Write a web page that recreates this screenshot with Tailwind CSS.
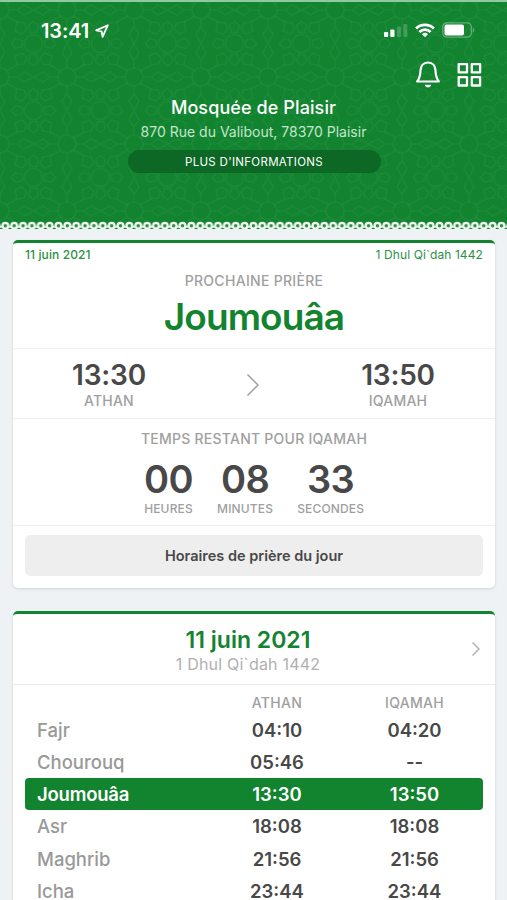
<!DOCTYPE html>
<html lang="fr">

<head>
  <meta charset="UTF-8">
  <meta name="viewport" content="width=device-width, initial-scale=1.0">
  <title>Mosquée de Plaisir</title>
  <script src="https://cdn.jsdelivr.net/npm/@tailwindcss/browser@4"></script>
</head>

<body class="bg-[#eef2f5] font-['Inter',sans-serif] text-[#484848] h-[900px] overflow-hidden">
  <!-- Header -->
  <header class="relative h-[231px] border-t-2 border-[#93c9a0] bg-[#12832f] text-white">
    <svg class="absolute inset-0 w-full h-[229px]" fill="none">
      <defs>
        <pattern id="zellige" width="67" height="67" patternUnits="userSpaceOnUse" x="0" y="8">
          <g stroke="#2b9447" stroke-opacity=".36" stroke-width="1.500">
            <circle cx="0" cy="0" r="9" /><circle cx="67" cy="0" r="9" /><circle cx="0" cy="67" r="9" /><circle cx="67" cy="67" r="9" />
            <circle cx="33.5" cy="33.5" r="9" />
            <path d="M33.5 11.5l5 4-2 7h-6l-2-7zM33.5 55.5l5-4-2-7h-6l-2 7zM11.5 33.5l4 5 7-2v-6l-7-2zM55.5 33.5l-4 5-7-2v-6l7-2z" />
            <path d="M17 12l7 1 3 6-5 5-7-3zM50 12l-7 1-3 6 5 5 7-3zM17 55l7-1 3-6-5-5-7 3zM50 55l-7-1-3-6 5-5 7 3z" />
            <path d="M9 0h8l7 5 9.500-5 9.500 5 7-5h8M9 67h8l7-5 9.500 5 9.500-5 7 5h8M0 9v8l5 7-5 9.500 5 9.500-5 7v8M67 9v8l-5 7 5 9.500-5 9.500 5 7v8M6 6l11 6M61 6l-11 6M6 61l11-6M61 61l-11-6" />
          </g>
        </pattern>
        <pattern id="lace" width="8.86" height="9" patternUnits="userSpaceOnUse" x="0.9" y="219">
          <path d="M0 5.800h8.860" stroke="#e6f3ea" stroke-width="1.800" />
          <circle cx="4.430" cy="4.700" r="2.900" fill="#2f8f48" stroke="#f1f8f2" stroke-width="2.300" />
        </pattern>
      </defs>
      <rect width="507" height="219" fill="url(#zellige)" />
      <rect y="219" width="507" height="9" fill="url(#lace)" />
    </svg>
    <div class="absolute inset-x-0 bottom-0 h-[2px] bg-[#eef2f5]"></div>

    <!-- Status bar -->
    <div class="relative flex justify-between items-center h-[28px] mt-[14px] pl-[41px] pr-[32px]">
      <div class="flex items-center gap-[6px] mt-px">
        <span class="text-[20px] font-semibold tracking-[-0.1px]">13:41</span>
        <svg width="14" height="14" viewBox="0 0 14 14" fill="none" stroke="white" stroke-width="1.800" stroke-linejoin="round">
          <path d="M12.800 1.200L1.200 6.400l5.400 1 1 5.400z" />
        </svg>
      </div>
      <div class="flex items-center">
        <svg width="24" height="15" viewBox="0 0 24 15" fill="white">
          <rect x="0" y="9" width="4.200" height="5" rx="1" />
          <rect x="6.300" y="6.500" width="4.200" height="7.500" rx="1" />
          <rect x="13" y="3.500" width="4" height="10.500" rx="1" fill-opacity=".2" />
          <rect x="19.300" y="1" width="4" height="13" rx="1" fill-opacity=".2" />
        </svg>
        <svg class="ml-[7px]" width="20" height="15" viewBox="0 0 20 15" fill="none" stroke="white" stroke-width="2.700">
          <path d="M1.100 5.500a12.700 12.700 0 0 1 17.800 0M4.400 9a8 8 0 0 1 11.200 0" />
          <path d="M10 14.300l-3-3a4.300 4.300 0 0 1 6 0z" fill="white" stroke="none" />
        </svg>
        <svg class="ml-[7px]" width="33" height="16" viewBox="0 0 33 16">
          <rect x=".8" y=".8" width="28.500" height="14.400" rx="4" fill="none" stroke="white" stroke-opacity=".35" stroke-width="1.200" />
          <rect x="2.500" y="2.500" width="19.500" height="11" rx="2" fill="white" />
          <path d="M30.800 5.500c2 .8 2 4.200 0 5z" fill="white" fill-opacity=".35" />
        </svg>
      </div>
    </div>

    <!-- Actions -->
    <div class="relative flex justify-end gap-[17px] h-[28px] mt-[16px] pr-[25px]">
      <svg width="24" height="28" viewBox="0 0 24 28" fill="none" stroke="white" stroke-width="2.200" stroke-linejoin="round">
        <path d="M12 2.500c-4.500 0-7.300 3.500-7.500 8-.2 5.500-1 8-3.300 11h21.600c-2.300-3-3.100-5.500-3.300-11-.2-4.500-3-8-7.500-8z" />
        <path d="M8.700 24.800c.7 3.500 5.900 3.500 6.600 0z" fill="white" stroke="none" />
      </svg>
      <svg width="25" height="28" viewBox="0 0 25 28" fill="none" stroke="white" stroke-width="2.300" stroke-linejoin="round">
        <path d="M1.700 4.100h8.300v8.300H1.700zM14.800 4.100h8.300v8.300h-8.300zM1.700 17.200h8.300v8.300H1.700zM14.800 17.200h8.300v8.300h-8.300z" />
      </svg>
    </div>

    <div class="relative flex flex-col items-center mt-[8px]">
      <h1 class="text-[18px] leading-[24px] font-medium tracking-[0.1px]">Mosquée de Plaisir</h1>
      <p class="text-[14px] leading-[20px] mt-[2px] text-[#c3e6cc]">870 Rue du Valibout, 78370 Plaisir</p>
      <button class="w-[253px] h-[23px] mt-[8px] pt-[2px] ml-px rounded-full bg-[#0c6824] text-[11.500px] tracking-[0.3px]">PLUS D'INFORMATIONS</button>
    </div>
  </header>

  <main class="pl-[13px] pt-[9px] pr-[12px]">
    <!-- Next prayer -->
    <section class="h-[348px] bg-white rounded-[5px] border-t-3 border-[#12832f] shadow-[0_1px_3px_rgba(0,0,0,0.13)]">
      <div class="flex justify-between px-[12px] pt-[4px] pb-px text-[12px] leading-[16px] text-[#2b9145]">
        <span class="font-medium tracking-[0.1px]">11 juin 2021</span>
        <span class="tracking-[0.1px]">1 Dhul Qi`dah 1442</span>
      </div>
      <div class="h-[85px] pt-[8px] text-center border-b border-[#eeeff0]">
        <h2 class="text-[14px] leading-[18px] font-medium tracking-[0.3px] text-[#a0a0a0]">PROCHAINE PRIÈRE</h2>
        <p class="text-[37px] leading-[44px] mt-[5px] font-semibold tracking-[-0.9px] text-[#12832f]">Joumouâa</p>
      </div>
      <div class="flex justify-between items-center h-[70px] pt-[2px] border-b border-[#eeeff0] text-center">
        <div class="w-[192px]">
          <p class="text-[28px] leading-[32px] font-semibold tracking-[-0.2px]">13:30</p>
          <p class="text-[14px] leading-[18px] mt-px font-medium tracking-[0.2px] text-[#a0a0a0]">ATHAN</p>
        </div>
        <svg width="14" height="24" viewBox="0 0 14 24" fill="none" stroke="#a0a0a0" stroke-width="1.500">
          <path d="M1.500 1.500L12 12 1.500 22.500" />
        </svg>
        <div class="w-[194px]">
          <p class="text-[28px] leading-[32px] font-semibold tracking-[-0.2px]">13:50</p>
          <p class="text-[14px] leading-[18px] mt-px font-medium tracking-[0.2px] text-[#a0a0a0]">IQAMAH</p>
        </div>
      </div>
      <div class="h-[107px] pt-[11px] border-b border-[#eeeff0] text-center">
        <h3 class="text-[14px] leading-[18px] font-medium tracking-[0.25px] text-[#a0a0a0]">TEMPS RESTANT POUR IQAMAH</h3>
        <div class="flex justify-center gap-[24px] mt-[9px] text-[12px] leading-[16px] font-medium tracking-[0.15px] text-[#a0a0a0]">
          <div>
            <p class="text-[38px] leading-[44px] font-semibold tracking-[-0.5px] text-[#484848]">00</p>
            <p>HEURES</p>
          </div>
          <div>
            <p class="text-[38px] leading-[44px] font-semibold tracking-[-0.5px] text-[#484848]">08</p>
            <p>MINUTES</p>
          </div>
          <div>
            <p class="text-[38px] leading-[44px] font-semibold tracking-[-0.5px] text-[#484848]">33</p>
            <p>SECONDES</p>
          </div>
        </div>
      </div>
      <div class="px-[12px] pt-[9px]">
        <button class="w-full h-[41px] rounded-[5px] bg-[#eee] text-[14.500px] font-semibold">Horaires de prière du jour</button>
      </div>
    </section>

    <!-- Day schedule -->
    <section class="h-[310px] mt-[23px] bg-white rounded-[5px] border-t-3 border-[#12832f] shadow-[0_1px_3px_rgba(0,0,0,0.13)]">
      <div class="grid grid-cols-[1fr_auto_1fr] items-center h-[71px] pt-[3px] px-[14px] border-b border-[#e9eaeb] text-center">
        <span></span>
        <div class="ml-[-12px]">
          <h2 class="text-[23px] leading-[26px] font-semibold tracking-[0px] text-[#12832f]">11 juin 2021</h2>
          <p class="text-[16px] leading-[22px] tracking-[0.2px] text-[#b0b0b0]">1 Dhul Qi`dah 1442</p>
        </div>
        <svg class="justify-self-end mb-[3px]" width="10" height="16" viewBox="0 0 10 16" fill="none" stroke="#b5b5b5" stroke-width="1.500">
          <path d="M1.500 1.500L8 8l-6.500 6.500" />
        </svg>
      </div>

      <div class="px-[12px] pt-[7px] text-[18.500px] leading-[32px] font-semibold">
        <div class="grid grid-cols-[183px_138px_137px] h-[21.5px] leading-[22px] text-center text-[14px] font-medium tracking-[0.3px] text-[#a0a0a0]">
          <span></span><span>ATHAN</span><span>IQAMAH</span>
        </div>
        <div class="grid grid-cols-[183px_138px_137px] h-[32.25px] text-center">
          <span class="pl-[12px] text-left font-medium text-[#999]">Fajr</span><span>04:10</span><span>04:20</span>
        </div>
        <div class="grid grid-cols-[183px_138px_137px] h-[32.25px] text-center">
          <span class="pl-[12px] text-left font-medium text-[#999]">Chourouq</span><span>05:46</span><span>--</span>
        </div>
        <div class="grid grid-cols-[183px_138px_137px] h-[32.25px] text-center rounded-[4px] bg-[#12832f] text-white">
          <span class="pl-[12px] text-left tracking-[-0.2px]">Joumouâa</span><span>13:30</span><span>13:50</span>
        </div>
        <div class="grid grid-cols-[183px_138px_137px] h-[32.25px] text-center">
          <span class="pl-[12px] text-left font-medium text-[#999]">Asr</span><span>18:08</span><span>18:08</span>
        </div>
        <div class="grid grid-cols-[183px_138px_137px] h-[32.25px] text-center">
          <span class="pl-[12px] text-left font-medium text-[#999]">Maghrib</span><span>21:56</span><span>21:56</span>
        </div>
        <div class="grid grid-cols-[183px_138px_137px] h-[32.25px] text-center">
          <span class="pl-[12px] text-left font-medium text-[#999]">Icha</span><span>23:44</span><span>23:44</span>
        </div>
      </div>
    </section>
  </main>
</body>

</html>
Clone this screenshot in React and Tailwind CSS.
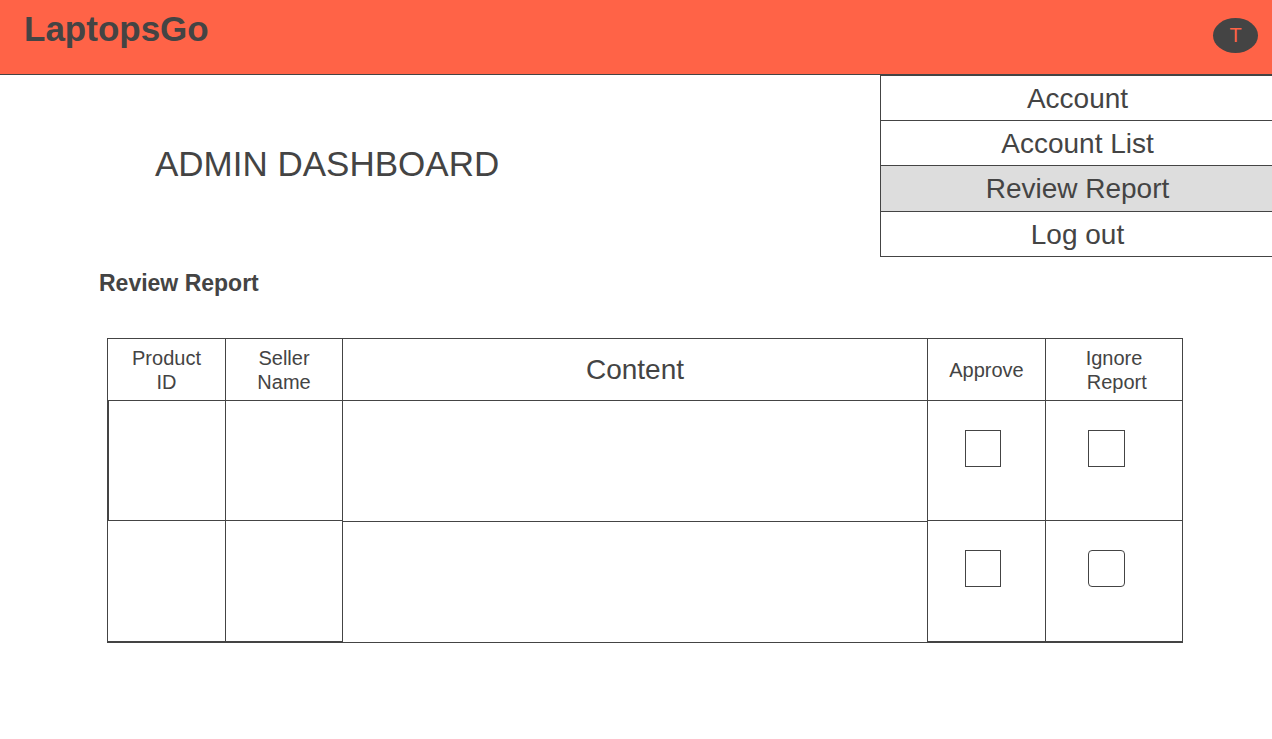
import React from "react";

const menuItems = [
  { label: "Account", height: "h-[45px]" },
  { label: "Account List", height: "h-[45px]" },
  { label: "Review Report", height: "h-[46px]", active: true },
  { label: "Log out", height: "h-[45px]" },
];

const box =
  "block h-[37px] appearance-none border border-[#444444] bg-white checked:bg-[#444444]";

function Header() {
  return (
    <header className="flex h-[75px] items-start justify-between border-b border-[#444444] bg-[#ff6347] pl-6 pr-[14px]">
      <a href="#home" className="pt-2 text-[35px] leading-[42px] font-bold">
        LaptopsGo
      </a>
      <button
        type="button"
        className="mt-[18px] flex h-[35px] w-[45px] items-center justify-center rounded-[50%] bg-[#444444] pb-0.5 text-[20px] leading-[24px] text-[#ff6347]"
      >
        T
      </button>
    </header>
  );
}

function Menu() {
  return (
    <nav className="w-[392px] shrink-0 border-t border-l border-[#444444]">
      <ul>
        {menuItems.map((item) => (
          <li key={item.label}>
            <a
              href="#menu"
              aria-current={item.active ? "page" : undefined}
              className={`flex items-center justify-center border-b border-[#444444] pt-px pl-0.5 text-[28px] leading-[32px] ${item.height} ${
                item.active ? "bg-[#dddddd]" : "bg-white"
              }`}
            >
              {item.label}
            </a>
          </li>
        ))}
      </ul>
    </nav>
  );
}

function ReportTable() {
  return (
    <table className="w-full table-fixed border-separate border-spacing-0 border-t border-l border-[#444444]">
      <colgroup>
        <col className="w-[118px]" />
        <col className="w-[117px]" />
        <col />
        <col className="w-[118px]" />
        <col className="w-[137px]" />
      </colgroup>
      <thead>
        <tr className="h-[62px] text-[20px] leading-[24px] *:border-r *:border-b *:border-[#444444] *:p-0 *:font-normal">
          <th scope="col">
            Product
            <br />
            ID
          </th>
          <th scope="col">
            Seller
            <br />
            Name
          </th>
          <th scope="col" className="text-[28px] leading-[32px]">
            Content
          </th>
          <th scope="col">Approve</th>
          <th scope="col">
            Ignore
            <br />
            &nbsp;Report
          </th>
        </tr>
      </thead>
      <tbody>
        <tr className="h-[120px] align-top *:border-r *:border-[#444444] *:p-0">
          <td className="border-b border-l" />
          <td className="border-b" />
          <td />
          <td className="border-b">
            <input type="checkbox" aria-label="Approve report 1" className={`${box} mt-[29px] ml-[37px] w-[36px]`} />
          </td>
          <td className="border-b">
            <input type="checkbox" aria-label="Ignore report 1" className={`${box} mt-[29px] ml-[42px] w-[37px]`} />
          </td>
        </tr>
        <tr className="h-[122px] align-top *:border-r *:border-[#444444] *:p-0">
          <td className="border-b-2" />
          <td className="border-b-2" />
          <td className="border-t border-b" />
          <td className="border-b-2">
            <input type="checkbox" aria-label="Approve report 2" className={`${box} mt-[29px] ml-[37px] w-[36px]`} />
          </td>
          <td className="border-b-2">
            <input type="checkbox" aria-label="Ignore report 2" className={`${box} mt-[29px] ml-[42px] w-[37px] rounded`} />
          </td>
        </tr>
      </tbody>
    </table>
  );
}

export default function App() {
  return (
    <div className="min-h-screen bg-white font-['Liberation_Sans',Arial,sans-serif] text-[#444444]">
      <Header />
      <div className="flex items-start justify-between">
        <h1 className="pt-[68px] pl-[155px] text-[35px] leading-[42px]">ADMIN DASHBOARD</h1>
        <Menu />
      </div>
      <main className="pr-[89px] pb-8">
        <h2 className="pt-3 pl-[99px] text-[23px] leading-[28px] font-bold">Review Report</h2>
        <div className="mt-[41px] ml-[107px]">
          <ReportTable />
        </div>
      </main>
    </div>
  );
}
******************************
Aim. Look at the listing and set down only the lines from its start through the line with "inset-x-0 bottom-0 h-[2px]", word for word and without pictures.

Result of this task.
Write a web page that recreates this screenshot with Tailwind CSS.
<!DOCTYPE html>
<html lang="fr">

<head>
  <meta charset="UTF-8">
  <meta name="viewport" content="width=device-width, initial-scale=1.0">
  <title>Mosquée de Plaisir</title>
  <script src="https://cdn.jsdelivr.net/npm/@tailwindcss/browser@4"></script>
</head>

<body class="bg-[#eef2f5] font-['Inter',sans-serif] text-[#484848] h-[900px] overflow-hidden">
  <!-- Header -->
  <header class="relative h-[231px] border-t-2 border-[#93c9a0] bg-[#12832f] text-white">
    <svg class="absolute inset-0 w-full h-[229px]" fill="none">
      <defs>
        <pattern id="zellige" width="67" height="67" patternUnits="userSpaceOnUse" x="0" y="8">
          <g stroke="#2b9447" stroke-opacity=".36" stroke-width="1.500">
            <circle cx="0" cy="0" r="9" /><circle cx="67" cy="0" r="9" /><circle cx="0" cy="67" r="9" /><circle cx="67" cy="67" r="9" />
            <circle cx="33.5" cy="33.5" r="9" />
            <path d="M33.5 11.5l5 4-2 7h-6l-2-7zM33.5 55.5l5-4-2-7h-6l-2 7zM11.5 33.5l4 5 7-2v-6l-7-2zM55.5 33.5l-4 5-7-2v-6l7-2z" />
            <path d="M17 12l7 1 3 6-5 5-7-3zM50 12l-7 1-3 6 5 5 7-3zM17 55l7-1 3-6-5-5-7 3zM50 55l-7-1-3-6 5-5 7 3z" />
            <path d="M9 0h8l7 5 9.500-5 9.500 5 7-5h8M9 67h8l7-5 9.500 5 9.500-5 7 5h8M0 9v8l5 7-5 9.500 5 9.500-5 7v8M67 9v8l-5 7 5 9.500-5 9.500 5 7v8M6 6l11 6M61 6l-11 6M6 61l11-6M61 61l-11-6" />
          </g>
        </pattern>
        <pattern id="lace" width="8.86" height="9" patternUnits="userSpaceOnUse" x="0.9" y="219">
          <path d="M0 5.800h8.860" stroke="#e6f3ea" stroke-width="1.800" />
          <circle cx="4.430" cy="4.700" r="2.900" fill="#2f8f48" stroke="#f1f8f2" stroke-width="2.300" />
        </pattern>
      </defs>
      <rect width="507" height="219" fill="url(#zellige)" />
      <rect y="219" width="507" height="9" fill="url(#lace)" />
    </svg>
    <div class="absolute inset-x-0 bottom-0 h-[2px] bg-[#eef2f5]"></div>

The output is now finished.